● WHAT THE TASK ASKS: Write out each line word for word. Drop pictures.

━━━━━━━━━━

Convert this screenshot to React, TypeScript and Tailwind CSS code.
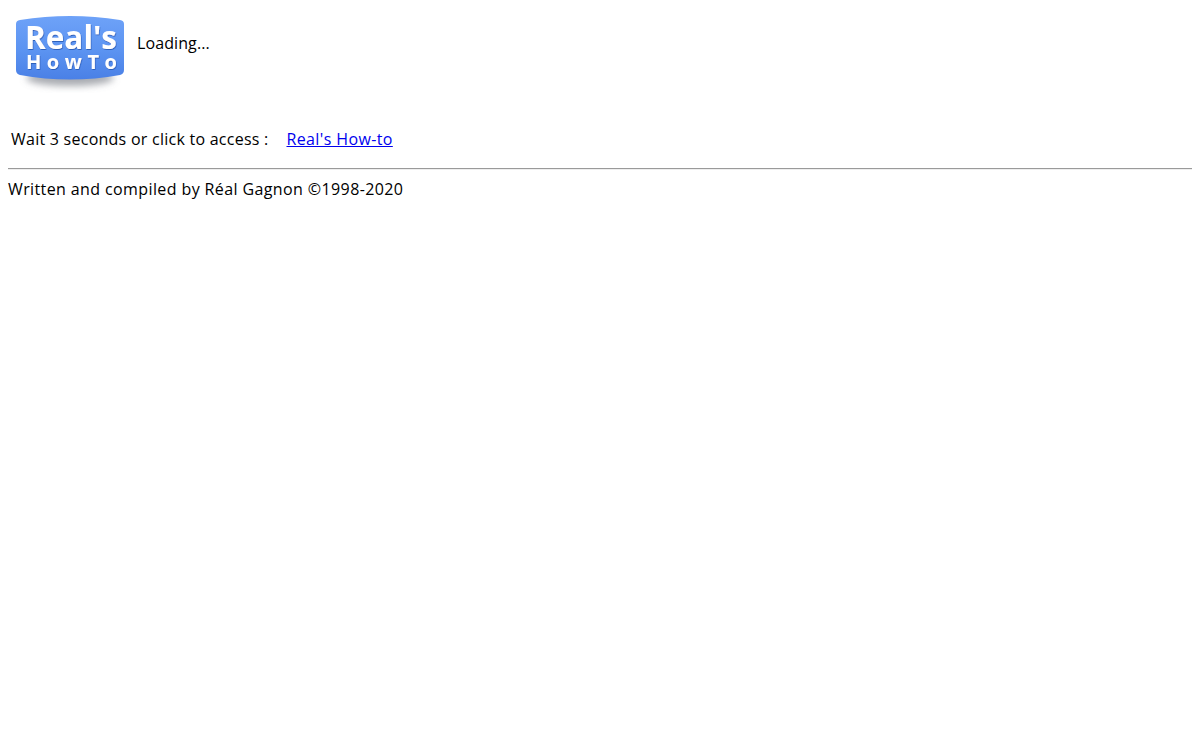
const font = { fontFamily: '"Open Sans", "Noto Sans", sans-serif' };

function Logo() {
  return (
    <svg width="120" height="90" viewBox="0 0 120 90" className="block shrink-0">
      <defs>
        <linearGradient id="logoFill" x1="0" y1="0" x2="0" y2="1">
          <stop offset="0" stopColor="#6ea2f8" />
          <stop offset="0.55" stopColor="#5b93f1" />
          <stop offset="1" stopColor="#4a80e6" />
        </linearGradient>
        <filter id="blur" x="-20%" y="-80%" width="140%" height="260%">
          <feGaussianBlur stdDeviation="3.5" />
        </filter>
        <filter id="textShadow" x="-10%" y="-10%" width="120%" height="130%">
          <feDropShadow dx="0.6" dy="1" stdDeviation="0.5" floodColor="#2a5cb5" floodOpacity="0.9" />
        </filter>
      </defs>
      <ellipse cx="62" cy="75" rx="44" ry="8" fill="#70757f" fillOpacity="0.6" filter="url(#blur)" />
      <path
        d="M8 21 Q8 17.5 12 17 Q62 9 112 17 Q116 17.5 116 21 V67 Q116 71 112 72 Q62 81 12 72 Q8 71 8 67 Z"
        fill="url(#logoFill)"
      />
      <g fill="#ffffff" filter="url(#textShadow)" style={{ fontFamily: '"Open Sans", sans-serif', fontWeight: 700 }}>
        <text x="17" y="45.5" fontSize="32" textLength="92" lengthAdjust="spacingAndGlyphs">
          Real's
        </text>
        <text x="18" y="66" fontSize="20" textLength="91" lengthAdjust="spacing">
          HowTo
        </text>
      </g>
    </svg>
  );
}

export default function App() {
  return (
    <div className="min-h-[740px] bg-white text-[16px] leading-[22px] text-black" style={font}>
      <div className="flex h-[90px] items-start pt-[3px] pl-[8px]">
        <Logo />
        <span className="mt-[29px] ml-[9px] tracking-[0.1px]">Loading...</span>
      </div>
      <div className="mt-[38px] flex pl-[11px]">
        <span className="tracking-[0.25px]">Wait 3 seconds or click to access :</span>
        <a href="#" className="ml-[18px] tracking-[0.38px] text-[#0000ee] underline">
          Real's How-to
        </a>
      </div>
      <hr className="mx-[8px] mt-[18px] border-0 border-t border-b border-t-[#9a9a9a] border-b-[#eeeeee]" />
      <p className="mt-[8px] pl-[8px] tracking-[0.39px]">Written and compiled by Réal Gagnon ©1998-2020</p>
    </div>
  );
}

━━━━━━━━━━

● CORRECT ANSWER:
Convert this screenshot to React, TypeScript and Tailwind CSS code.
const font = { fontFamily: '"Open Sans", "Noto Sans", sans-serif' };

function Logo() {
  return (
    <svg width="120" height="90" viewBox="0 0 120 90" className="block shrink-0">
      <defs>
        <linearGradient id="logoFill" x1="0" y1="0" x2="0" y2="1">
          <stop offset="0" stopColor="#6ea2f8" />
          <stop offset="0.55" stopColor="#5b93f1" />
          <stop offset="1" stopColor="#4a80e6" />
        </linearGradient>
        <filter id="blur" x="-20%" y="-80%" width="140%" height="260%">
          <feGaussianBlur stdDeviation="3.5" />
        </filter>
        <filter id="textShadow" x="-10%" y="-10%" width="120%" height="130%">
          <feDropShadow dx="0.6" dy="1" stdDeviation="0.5" floodColor="#2a5cb5" floodOpacity="0.9" />
        </filter>
      </defs>
      <ellipse cx="62" cy="75" rx="44" ry="8" fill="#70757f" fillOpacity="0.6" filter="url(#blur)" />
      <path
        d="M8 21 Q8 17.5 12 17 Q62 9 112 17 Q116 17.5 116 21 V67 Q116 71 112 72 Q62 81 12 72 Q8 71 8 67 Z"
        fill="url(#logoFill)"
      />
      <g fill="#ffffff" filter="url(#textShadow)" style={{ fontFamily: '"Open Sans", sans-serif', fontWeight: 700 }}>
        <text x="17" y="45.5" fontSize="32" textLength="92" lengthAdjust="spacingAndGlyphs">
          Real's
        </text>
        <text x="18" y="66" fontSize="20" textLength="91" lengthAdjust="spacing">
          HowTo
        </text>
      </g>
    </svg>
  );
}

export default function App() {
  return (
    <div className="min-h-[740px] bg-white text-[16px] leading-[22px] text-black" style={font}>
      <div className="flex h-[90px] items-start pt-[3px] pl-[8px]">
        <Logo />
        <span className="mt-[29px] ml-[9px] tracking-[0.1px]">Loading...</span>
      </div>
      <div className="mt-[38px] flex pl-[11px]">
        <span className="tracking-[0.25px]">Wait 3 seconds or click to access :</span>
        <a href="#" className="ml-[18px] tracking-[0.38px] text-[#0000ee] underline">
          Real's How-to
        </a>
      </div>
      <hr className="mx-[8px] mt-[18px] border-0 border-t border-b border-t-[#9a9a9a] border-b-[#eeeeee]" />
      <p className="mt-[8px] pl-[8px] tracking-[0.39px]">Written and compiled by Réal Gagnon ©1998-2020</p>
    </div>
  );
}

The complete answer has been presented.